Quanto à participação das autarquias nos impostos cobrados pelo Estado, ficam responsáveis por: 
a)   Uma participação variável de 5% no IRS dos contribuintes com domicílio fiscal no respectivo município;
b)   Um subsídio determinado a partir do Fundo de Equilíbrio Financeiro (FEF) cujo valor é igual a 25,3 por cento da média aritmética simples da receita proveniente do IRS, IRC e IVA;
c) Um subsídio do Fundo Social Municipal (FSM), tendo em conta as despesas suportadas pelos municípios resultantes das competências transferidas da administração central para os municípios (com principal incidência nas áreas da educação, saúde e acção social).

Na prática, e tendo em conta o peso que representam no total, as receitas dos municípios dividem-se em cinco grandes grupos: impostos, transferências, taxas e licenças, receitas da gestão patrimonial e recurso ao endividamento (empréstimos bancários). Infelizmente, esta última receita tem sido o grande sustento do quotidiano das autarquias portuguesas, sendo o Programa de Apoio à Economia Local (PAEL) a assunção dessa realidade. Perante a impossibilidade de a maioria das autarquias obter (mais) financiamento junto das instituições bancárias - considerando o seu insustentável nível de endividamento- o governo tem um programa que permite a regularização extraordinária dos pagamentos aos fornecedores de dívidas dos municípios vencidas há mais de 90 dias, registadas na Direcção Geral das Autarquias Locais (DGAL), independentemente da sua natureza administrativa ou comercial, disponibilizando para, o efeito, um fundo no montante de mil milhões de euros. Os municípios aderentes ao PAEL são autorizados a celebrar um contrato de empréstimo com o Estado alheio ao limite legal de endividamento de médio e longo prazos. Na prática, o governo criou um regime excepcional e transitório de concessão de crédito aos municípios, emprestando-lhes dinheiro que de outra forma não poderiam obter, tenho em conta os limites legais de endividamento previstos na LFL e na lei do Orçamento de Estado. Esta necessidade decorre da execução do Programa de Ajustamento Económico e Financeiro (plano de ajustamento da troika) que estabelece metas de consolidação orçamental das contas públicas nacionais em especial do montante dos pagamentos em atraso. O contrato de empréstimo celebrado entre autarquias e administração central ao abrigo do PAEL é enviado para o Tribunal de Contas, para efeitos de fiscalização prévia.

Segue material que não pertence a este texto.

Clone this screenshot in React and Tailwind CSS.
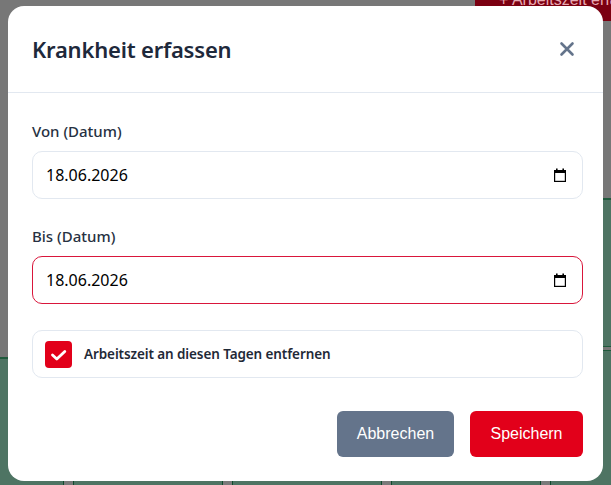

Ainda ao nível do financiamento do Estado, e excepcionalmente, podem ser inscritas no Orçamento de Estado, por ministério, verbas destinadas a financiar projectos de relevância para o desenvolvimento regional e local, além de poderem ser previstos auxílios financeiros em casos de calamidade pública, municípios negativamente afectados por investimentos da responsabilidade da administração central, criação de novos municípios ou freguesias e recuperação de zonas de construção clandestina ou de renovação urbana.

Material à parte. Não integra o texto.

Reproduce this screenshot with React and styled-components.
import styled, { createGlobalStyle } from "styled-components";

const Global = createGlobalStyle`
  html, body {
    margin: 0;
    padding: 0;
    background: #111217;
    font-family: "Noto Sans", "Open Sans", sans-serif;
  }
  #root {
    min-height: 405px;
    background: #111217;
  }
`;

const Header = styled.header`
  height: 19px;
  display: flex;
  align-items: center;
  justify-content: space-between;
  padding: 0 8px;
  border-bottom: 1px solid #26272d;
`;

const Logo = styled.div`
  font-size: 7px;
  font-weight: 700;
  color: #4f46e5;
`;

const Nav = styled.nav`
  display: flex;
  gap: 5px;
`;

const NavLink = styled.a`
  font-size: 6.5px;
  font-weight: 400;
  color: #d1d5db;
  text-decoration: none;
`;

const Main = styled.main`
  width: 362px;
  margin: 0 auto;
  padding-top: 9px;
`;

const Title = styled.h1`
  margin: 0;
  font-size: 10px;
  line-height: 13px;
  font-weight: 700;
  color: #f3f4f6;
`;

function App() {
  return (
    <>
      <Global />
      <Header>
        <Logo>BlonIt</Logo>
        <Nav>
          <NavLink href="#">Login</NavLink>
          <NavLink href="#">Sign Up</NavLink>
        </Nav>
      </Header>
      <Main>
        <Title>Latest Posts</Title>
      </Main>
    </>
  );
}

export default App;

Os fundos comunitários são outra conhecida fonte de financiamento das autarquias e visam a coesão económica e social dos estados-membros. Existem inúmeros programas comunitários disponíveis aos quais as autarquias se podem candidatar. Destaque para o QREN, composto por três grandes agendas operacionais que aproveitam às autarquias: Agenda Operacional para o Potencial Humano (Fundo Social Europeu-FSE,) Agenda Operacional para os Factores de Competitividade (Fundo Europeu de Desenvolvimento Regional- FEDER) e Agenda Operacional para a Valorização do Território (FEDER e Fundo de Coesão-FC).

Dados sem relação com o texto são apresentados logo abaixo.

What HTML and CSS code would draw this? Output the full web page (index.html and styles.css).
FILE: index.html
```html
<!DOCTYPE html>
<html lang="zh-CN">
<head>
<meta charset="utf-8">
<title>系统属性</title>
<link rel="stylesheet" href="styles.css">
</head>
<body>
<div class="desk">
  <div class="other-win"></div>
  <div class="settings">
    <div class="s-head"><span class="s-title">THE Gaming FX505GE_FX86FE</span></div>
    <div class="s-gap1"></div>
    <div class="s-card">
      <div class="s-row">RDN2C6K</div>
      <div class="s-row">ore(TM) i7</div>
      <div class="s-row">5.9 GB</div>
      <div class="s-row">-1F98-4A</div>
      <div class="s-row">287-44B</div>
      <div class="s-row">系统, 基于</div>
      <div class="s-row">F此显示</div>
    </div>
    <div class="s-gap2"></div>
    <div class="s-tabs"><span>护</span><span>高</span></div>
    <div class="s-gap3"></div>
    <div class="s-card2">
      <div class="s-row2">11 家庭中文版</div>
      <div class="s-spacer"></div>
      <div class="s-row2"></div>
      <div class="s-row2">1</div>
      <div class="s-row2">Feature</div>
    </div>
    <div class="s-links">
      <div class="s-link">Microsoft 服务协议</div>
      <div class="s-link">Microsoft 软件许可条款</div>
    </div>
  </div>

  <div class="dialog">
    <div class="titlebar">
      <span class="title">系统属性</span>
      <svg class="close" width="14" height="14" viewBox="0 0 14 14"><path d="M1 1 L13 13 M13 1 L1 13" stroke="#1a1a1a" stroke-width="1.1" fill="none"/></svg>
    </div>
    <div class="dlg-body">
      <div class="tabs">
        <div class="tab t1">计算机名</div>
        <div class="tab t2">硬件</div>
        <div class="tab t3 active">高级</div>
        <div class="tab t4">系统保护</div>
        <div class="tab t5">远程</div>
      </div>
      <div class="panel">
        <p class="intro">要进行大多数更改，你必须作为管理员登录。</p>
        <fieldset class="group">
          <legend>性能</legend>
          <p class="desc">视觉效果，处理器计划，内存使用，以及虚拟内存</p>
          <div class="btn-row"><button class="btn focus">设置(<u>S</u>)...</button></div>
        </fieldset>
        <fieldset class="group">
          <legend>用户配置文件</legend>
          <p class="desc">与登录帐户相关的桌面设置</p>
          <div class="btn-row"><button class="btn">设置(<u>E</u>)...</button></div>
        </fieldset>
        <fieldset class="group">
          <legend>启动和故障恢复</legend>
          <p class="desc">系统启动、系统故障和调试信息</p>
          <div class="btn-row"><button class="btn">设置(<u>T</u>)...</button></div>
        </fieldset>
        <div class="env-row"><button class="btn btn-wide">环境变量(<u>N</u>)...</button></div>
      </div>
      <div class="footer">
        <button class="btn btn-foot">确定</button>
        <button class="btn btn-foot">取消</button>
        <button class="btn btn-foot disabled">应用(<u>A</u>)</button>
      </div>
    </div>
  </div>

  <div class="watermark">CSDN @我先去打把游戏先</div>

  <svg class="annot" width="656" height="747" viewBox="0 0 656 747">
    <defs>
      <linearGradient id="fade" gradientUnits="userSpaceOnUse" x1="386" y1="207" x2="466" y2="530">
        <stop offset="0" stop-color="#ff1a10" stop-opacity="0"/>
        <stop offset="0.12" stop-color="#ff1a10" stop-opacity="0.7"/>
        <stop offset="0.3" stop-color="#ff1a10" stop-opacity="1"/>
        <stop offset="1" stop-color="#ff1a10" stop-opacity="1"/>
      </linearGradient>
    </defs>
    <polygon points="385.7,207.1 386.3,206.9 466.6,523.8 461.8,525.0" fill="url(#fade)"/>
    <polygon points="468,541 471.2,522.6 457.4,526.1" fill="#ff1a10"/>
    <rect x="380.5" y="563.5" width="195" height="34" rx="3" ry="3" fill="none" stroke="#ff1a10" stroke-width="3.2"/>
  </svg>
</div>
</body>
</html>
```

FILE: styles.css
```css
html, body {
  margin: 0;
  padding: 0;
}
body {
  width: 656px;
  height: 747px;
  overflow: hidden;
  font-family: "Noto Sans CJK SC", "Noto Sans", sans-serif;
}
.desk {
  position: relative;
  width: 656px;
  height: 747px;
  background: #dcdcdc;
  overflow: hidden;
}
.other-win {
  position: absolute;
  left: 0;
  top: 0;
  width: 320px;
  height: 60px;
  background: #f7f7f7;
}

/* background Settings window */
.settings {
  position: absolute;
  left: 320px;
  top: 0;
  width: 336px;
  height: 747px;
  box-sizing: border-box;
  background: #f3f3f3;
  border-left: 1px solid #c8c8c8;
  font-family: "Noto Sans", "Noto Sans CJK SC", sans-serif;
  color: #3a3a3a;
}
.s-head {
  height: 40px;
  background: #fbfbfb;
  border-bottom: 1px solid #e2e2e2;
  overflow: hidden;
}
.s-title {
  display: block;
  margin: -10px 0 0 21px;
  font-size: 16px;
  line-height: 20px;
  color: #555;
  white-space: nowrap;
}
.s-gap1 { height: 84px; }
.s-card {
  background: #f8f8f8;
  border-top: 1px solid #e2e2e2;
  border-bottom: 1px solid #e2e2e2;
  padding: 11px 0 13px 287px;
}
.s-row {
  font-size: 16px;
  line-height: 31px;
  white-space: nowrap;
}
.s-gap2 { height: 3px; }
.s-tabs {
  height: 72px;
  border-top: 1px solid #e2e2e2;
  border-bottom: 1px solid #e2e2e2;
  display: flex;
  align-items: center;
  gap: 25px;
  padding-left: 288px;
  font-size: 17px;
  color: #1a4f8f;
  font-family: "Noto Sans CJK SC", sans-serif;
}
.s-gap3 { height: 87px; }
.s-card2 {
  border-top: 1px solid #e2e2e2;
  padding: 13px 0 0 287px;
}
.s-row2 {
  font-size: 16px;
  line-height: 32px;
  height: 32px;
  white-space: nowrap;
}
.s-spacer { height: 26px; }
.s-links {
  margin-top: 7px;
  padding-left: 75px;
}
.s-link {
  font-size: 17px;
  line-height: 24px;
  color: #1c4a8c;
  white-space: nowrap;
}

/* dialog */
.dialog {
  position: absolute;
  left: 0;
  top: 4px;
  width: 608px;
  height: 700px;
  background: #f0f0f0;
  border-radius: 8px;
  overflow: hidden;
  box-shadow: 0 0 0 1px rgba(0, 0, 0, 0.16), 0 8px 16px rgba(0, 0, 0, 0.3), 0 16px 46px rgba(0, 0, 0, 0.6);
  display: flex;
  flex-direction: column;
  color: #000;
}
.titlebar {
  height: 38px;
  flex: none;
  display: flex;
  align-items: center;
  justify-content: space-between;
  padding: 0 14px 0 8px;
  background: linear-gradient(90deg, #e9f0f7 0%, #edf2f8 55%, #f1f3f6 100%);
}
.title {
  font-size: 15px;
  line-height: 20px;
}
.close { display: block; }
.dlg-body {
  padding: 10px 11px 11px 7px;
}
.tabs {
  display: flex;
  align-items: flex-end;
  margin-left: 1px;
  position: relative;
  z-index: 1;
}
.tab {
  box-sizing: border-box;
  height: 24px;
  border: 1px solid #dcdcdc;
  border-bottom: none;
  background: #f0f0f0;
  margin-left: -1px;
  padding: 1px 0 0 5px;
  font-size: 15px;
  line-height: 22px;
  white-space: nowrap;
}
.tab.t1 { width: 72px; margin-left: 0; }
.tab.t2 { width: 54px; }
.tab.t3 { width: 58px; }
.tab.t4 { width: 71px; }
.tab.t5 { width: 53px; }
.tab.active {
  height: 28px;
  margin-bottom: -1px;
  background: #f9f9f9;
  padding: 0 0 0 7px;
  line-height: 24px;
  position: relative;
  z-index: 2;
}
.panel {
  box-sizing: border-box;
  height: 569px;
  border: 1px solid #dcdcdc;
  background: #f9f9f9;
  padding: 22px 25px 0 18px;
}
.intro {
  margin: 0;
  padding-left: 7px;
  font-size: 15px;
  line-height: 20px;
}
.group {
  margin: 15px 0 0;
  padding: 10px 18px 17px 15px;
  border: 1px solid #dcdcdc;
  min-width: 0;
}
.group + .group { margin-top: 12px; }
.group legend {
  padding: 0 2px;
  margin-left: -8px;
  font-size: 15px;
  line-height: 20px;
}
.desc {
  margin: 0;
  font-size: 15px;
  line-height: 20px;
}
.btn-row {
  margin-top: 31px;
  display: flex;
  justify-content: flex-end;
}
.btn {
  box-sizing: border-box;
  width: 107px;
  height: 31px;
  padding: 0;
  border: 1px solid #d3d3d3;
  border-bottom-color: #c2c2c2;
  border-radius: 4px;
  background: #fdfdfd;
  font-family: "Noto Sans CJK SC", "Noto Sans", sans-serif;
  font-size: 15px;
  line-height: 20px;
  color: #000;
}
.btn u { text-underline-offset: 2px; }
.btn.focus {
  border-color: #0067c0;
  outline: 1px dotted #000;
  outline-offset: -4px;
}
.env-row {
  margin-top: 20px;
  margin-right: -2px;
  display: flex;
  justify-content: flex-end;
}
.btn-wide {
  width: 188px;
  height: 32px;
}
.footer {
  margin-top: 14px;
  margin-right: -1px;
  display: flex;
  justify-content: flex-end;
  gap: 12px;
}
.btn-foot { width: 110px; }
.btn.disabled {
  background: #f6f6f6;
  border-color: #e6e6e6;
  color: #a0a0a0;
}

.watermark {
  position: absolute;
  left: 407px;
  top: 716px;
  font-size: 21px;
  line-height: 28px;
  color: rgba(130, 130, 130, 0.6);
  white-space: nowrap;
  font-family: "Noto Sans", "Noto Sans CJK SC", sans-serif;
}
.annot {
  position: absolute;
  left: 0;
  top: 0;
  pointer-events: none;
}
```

Legalmente, as autarquias gozam de autonomia administrativa, financeira e patrimonial, encontrando-se sujeitas a tutela de legalidade - o controlo não versa sobre o mérito/oportunidade das suas opções políticas e gestionárias. O Governo exerce tutela administrativa sobre as autarquias e suas associações, através de inspecções, inquéritos e sindicâncias. No que respeita à gestão patrimonial e financeira, a tutela tem por objecto a verificação do cumprimento da lei, cabendo à Inspecção Geral das Finanças (IGF) o controlo da legalidade e a auditoria financeira e de gestão, bem como a avaliação de serviços, actividades e programas das autarquias e sector empresarial local. Até ao passado mês de Abril, existia a Inspecção Geral da Administração Local (IGAL) que exercia controlo administrativo e financeiro das autarquias e sector empresarial local do território nacional, à excepção das regiões autónomas da Madeira e dos Açores. A IGAL foi extinta por opção governamental, tendo sido fundida na IGF, que passou a assumir as atribuições daquela. Ao longo do livro já lamentámos as consequências desta fusão no direito de acesso à informação da actividade das autarquias.
A tutela jurisdicional sobre as entidades da administração local é exercida pelos tribunais, cabendo ao Tribunal de Contas (TdC) a fiscalização da legalidade e da cobertura orçamental das despesas ou de quaisquer responsabilidades financeiras, directas ou indirectas, e o julgamento das contas. O TdC exerce fiscalização prévia nos contratos relativamente aos quais a lei determina a sua sujeição a visto prévio do tribunal e fiscalização sucessiva que consiste no julgamento das contas.
As acções das autarquias financiadas por fundos comunitários (acções de formação, de realização de infra-estruturas, de aquisição de equipamentos e outras) estão sujeitas à fiscalização das missões do Tribunal de Contas da União Europeia.